I wrote a cautionary article on this blog about Merklen's complete inaptitude for the role of a County Attorney in 2017 and again this year, based on my personal experience as opposing counsel to Amy Merklen in Family Court on a daily basis.
An Albany Law School Professor Patrick Connors testified about stark unethical behavior of Amy Merklen against her own client DSS Commissioner Dana Scuderi-Hunter.
Dana Scuderi-Hunter's counsel has filed a scathing memorandum of law listing Amy Merklen's unethical shenanigans.
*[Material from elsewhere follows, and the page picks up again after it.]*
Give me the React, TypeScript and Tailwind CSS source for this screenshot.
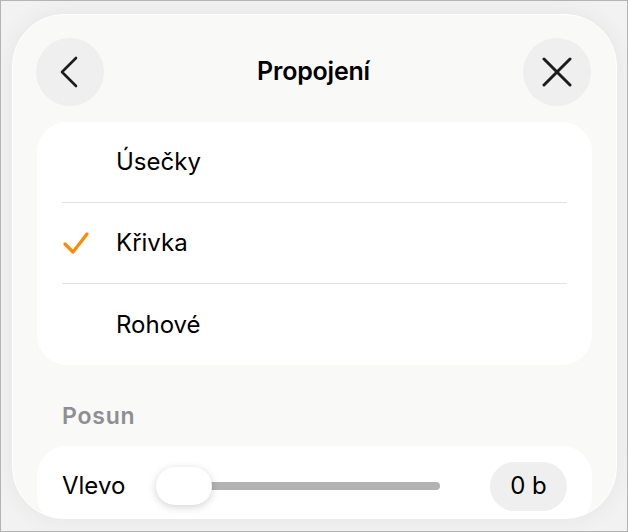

Then, in 2022, the NYS Supreme Court, Appellate Division 3rd Department wrote about Amy Merklen's legal abilities quite bluntly:
"We begin by addressing the Board's resolution terminating petitioner's employment, particularly as it relates to the Hearing Officer's finding that petitioner's actions in a Family Court juvenile delinquency proceeding amounted to disloyalty and misconduct. The first "resolved" clause includes the following declaration: "[T]he Board does hereby declare that the testimony of [petitioner] at a Family Court hearing described in the transcripts of this matter is not a factor in this decision but rather that the conduct of [petitioner] in engaging in acts of lack of cooperation, disloyalty, insubordination, conduct unbecoming, and misconduct [form] the basis of this decision as found and recommended by the Hearing Officer." Considering that the Hearing Officer's findings of disloyalty and misconduct are based in significant part on petitioner's role in testifying at the aforementioned Family Court hearing, it is difficult to reconcile the Board's declaration with the Hearing Officer's recommendation other than to conclude that petitioner's role in that matter cannot serve as the basis for any finding 1311*1311 of misconduct. Moreover, it is evident that the charges pertaining to the Family Court juvenile delinquency proceeding reflect a fundamental misunderstanding of the statutory roles of the Commissioner of Social Services, the County Attorney and the Probation Department.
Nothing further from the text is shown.